==== INFORMATION SUPPLIED

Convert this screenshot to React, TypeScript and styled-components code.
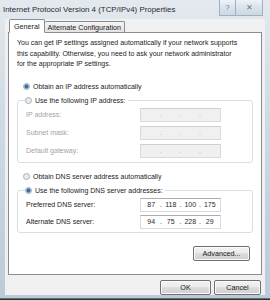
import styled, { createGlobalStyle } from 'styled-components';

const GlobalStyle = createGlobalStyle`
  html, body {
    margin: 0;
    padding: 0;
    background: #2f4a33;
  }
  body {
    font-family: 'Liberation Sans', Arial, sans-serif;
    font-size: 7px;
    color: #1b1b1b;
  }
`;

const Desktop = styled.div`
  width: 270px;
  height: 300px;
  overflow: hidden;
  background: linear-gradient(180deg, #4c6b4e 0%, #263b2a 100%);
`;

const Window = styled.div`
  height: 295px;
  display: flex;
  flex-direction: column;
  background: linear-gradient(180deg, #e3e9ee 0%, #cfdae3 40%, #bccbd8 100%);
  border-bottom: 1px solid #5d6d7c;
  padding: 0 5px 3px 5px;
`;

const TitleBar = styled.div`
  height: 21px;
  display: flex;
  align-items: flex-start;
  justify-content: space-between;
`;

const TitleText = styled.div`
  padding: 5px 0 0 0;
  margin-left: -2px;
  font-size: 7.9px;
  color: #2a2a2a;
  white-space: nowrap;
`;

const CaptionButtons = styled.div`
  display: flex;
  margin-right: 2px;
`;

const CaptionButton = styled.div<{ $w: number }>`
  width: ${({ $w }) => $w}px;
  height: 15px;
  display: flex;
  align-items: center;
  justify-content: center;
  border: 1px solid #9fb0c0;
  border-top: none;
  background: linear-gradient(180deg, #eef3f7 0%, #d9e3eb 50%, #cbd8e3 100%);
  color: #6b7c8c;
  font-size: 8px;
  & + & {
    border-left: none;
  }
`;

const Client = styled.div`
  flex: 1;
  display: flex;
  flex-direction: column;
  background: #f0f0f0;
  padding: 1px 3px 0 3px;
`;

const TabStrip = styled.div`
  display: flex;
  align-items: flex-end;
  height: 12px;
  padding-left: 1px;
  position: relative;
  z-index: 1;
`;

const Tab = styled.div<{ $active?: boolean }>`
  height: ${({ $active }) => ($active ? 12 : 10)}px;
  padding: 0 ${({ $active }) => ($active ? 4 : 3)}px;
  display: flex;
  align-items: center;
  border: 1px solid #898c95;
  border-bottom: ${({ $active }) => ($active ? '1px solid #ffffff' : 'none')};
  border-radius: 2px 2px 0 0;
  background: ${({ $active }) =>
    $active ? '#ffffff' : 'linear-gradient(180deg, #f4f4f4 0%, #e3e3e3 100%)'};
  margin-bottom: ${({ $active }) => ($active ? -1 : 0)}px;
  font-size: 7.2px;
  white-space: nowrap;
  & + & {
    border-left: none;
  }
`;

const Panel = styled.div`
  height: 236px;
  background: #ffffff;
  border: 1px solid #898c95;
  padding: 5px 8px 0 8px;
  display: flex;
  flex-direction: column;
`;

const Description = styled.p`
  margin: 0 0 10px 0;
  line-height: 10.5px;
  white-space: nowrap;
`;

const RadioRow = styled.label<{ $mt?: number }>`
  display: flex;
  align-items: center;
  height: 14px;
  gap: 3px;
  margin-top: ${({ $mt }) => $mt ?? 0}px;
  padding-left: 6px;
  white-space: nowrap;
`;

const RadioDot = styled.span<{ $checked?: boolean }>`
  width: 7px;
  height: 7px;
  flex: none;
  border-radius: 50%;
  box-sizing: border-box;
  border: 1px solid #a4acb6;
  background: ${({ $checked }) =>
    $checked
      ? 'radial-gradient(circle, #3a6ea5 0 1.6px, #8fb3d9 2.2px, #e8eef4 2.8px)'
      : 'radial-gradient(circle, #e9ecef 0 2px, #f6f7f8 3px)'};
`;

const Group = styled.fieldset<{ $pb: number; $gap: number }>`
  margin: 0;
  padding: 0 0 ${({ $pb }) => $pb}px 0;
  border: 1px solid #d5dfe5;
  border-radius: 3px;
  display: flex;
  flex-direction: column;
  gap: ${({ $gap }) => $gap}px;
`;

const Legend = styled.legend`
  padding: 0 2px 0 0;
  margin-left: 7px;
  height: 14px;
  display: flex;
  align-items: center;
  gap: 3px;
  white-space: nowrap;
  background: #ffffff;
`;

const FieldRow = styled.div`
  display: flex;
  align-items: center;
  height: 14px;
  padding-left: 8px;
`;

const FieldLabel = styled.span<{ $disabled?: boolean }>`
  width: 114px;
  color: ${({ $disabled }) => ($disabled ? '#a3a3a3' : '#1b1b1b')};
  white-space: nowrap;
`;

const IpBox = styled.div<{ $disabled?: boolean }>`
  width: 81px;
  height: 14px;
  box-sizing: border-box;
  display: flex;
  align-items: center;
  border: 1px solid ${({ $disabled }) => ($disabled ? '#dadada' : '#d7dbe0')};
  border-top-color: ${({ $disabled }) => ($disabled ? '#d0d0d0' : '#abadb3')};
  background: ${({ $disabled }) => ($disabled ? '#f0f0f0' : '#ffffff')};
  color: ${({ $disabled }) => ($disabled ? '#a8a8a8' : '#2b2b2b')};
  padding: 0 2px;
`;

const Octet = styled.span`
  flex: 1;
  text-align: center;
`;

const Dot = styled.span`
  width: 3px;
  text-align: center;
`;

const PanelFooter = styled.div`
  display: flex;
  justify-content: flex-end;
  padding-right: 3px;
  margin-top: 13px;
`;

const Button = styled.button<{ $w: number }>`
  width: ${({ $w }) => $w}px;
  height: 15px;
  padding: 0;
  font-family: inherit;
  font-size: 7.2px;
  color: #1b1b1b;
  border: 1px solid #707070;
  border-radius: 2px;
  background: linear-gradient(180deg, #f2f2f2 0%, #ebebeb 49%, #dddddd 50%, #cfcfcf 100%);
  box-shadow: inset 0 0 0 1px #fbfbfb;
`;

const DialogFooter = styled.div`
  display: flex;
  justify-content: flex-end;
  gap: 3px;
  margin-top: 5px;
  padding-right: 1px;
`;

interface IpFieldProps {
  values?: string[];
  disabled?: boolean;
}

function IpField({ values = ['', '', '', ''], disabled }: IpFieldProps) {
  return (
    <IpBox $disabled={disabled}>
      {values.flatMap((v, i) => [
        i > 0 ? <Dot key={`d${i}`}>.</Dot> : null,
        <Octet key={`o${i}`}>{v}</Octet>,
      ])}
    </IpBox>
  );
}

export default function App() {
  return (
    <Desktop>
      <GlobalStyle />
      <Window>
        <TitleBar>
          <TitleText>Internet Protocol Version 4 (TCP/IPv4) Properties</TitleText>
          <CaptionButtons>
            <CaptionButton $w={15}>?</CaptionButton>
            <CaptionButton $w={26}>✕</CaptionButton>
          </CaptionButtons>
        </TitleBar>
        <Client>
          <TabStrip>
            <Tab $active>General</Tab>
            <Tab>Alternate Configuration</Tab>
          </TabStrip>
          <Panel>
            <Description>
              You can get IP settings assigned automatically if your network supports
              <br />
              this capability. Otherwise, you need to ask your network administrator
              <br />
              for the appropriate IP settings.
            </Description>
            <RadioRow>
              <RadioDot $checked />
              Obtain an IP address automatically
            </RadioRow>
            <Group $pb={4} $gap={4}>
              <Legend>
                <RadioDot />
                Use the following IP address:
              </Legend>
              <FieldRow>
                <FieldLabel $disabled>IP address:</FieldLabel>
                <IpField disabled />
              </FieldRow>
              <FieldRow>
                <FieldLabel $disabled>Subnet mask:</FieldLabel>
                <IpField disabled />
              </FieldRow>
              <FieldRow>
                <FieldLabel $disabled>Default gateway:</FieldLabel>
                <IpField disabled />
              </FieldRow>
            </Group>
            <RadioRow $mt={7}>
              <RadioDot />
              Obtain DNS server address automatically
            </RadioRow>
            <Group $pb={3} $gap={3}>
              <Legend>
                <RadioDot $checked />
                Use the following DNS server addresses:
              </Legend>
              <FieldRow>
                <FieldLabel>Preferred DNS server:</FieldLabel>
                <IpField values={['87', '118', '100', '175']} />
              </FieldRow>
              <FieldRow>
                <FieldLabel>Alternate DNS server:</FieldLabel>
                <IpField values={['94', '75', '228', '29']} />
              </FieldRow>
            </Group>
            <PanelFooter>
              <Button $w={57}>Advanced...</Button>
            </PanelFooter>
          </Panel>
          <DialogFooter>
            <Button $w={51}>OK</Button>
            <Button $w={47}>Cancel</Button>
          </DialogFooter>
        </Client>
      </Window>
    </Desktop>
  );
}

========

Copy each line holding the word "components" from the listing above.

--- ANSWER TO THE EXERCISE ---
Convert this screenshot to React, TypeScript and styled-components code.
import styled, { createGlobalStyle } from 'styled-components';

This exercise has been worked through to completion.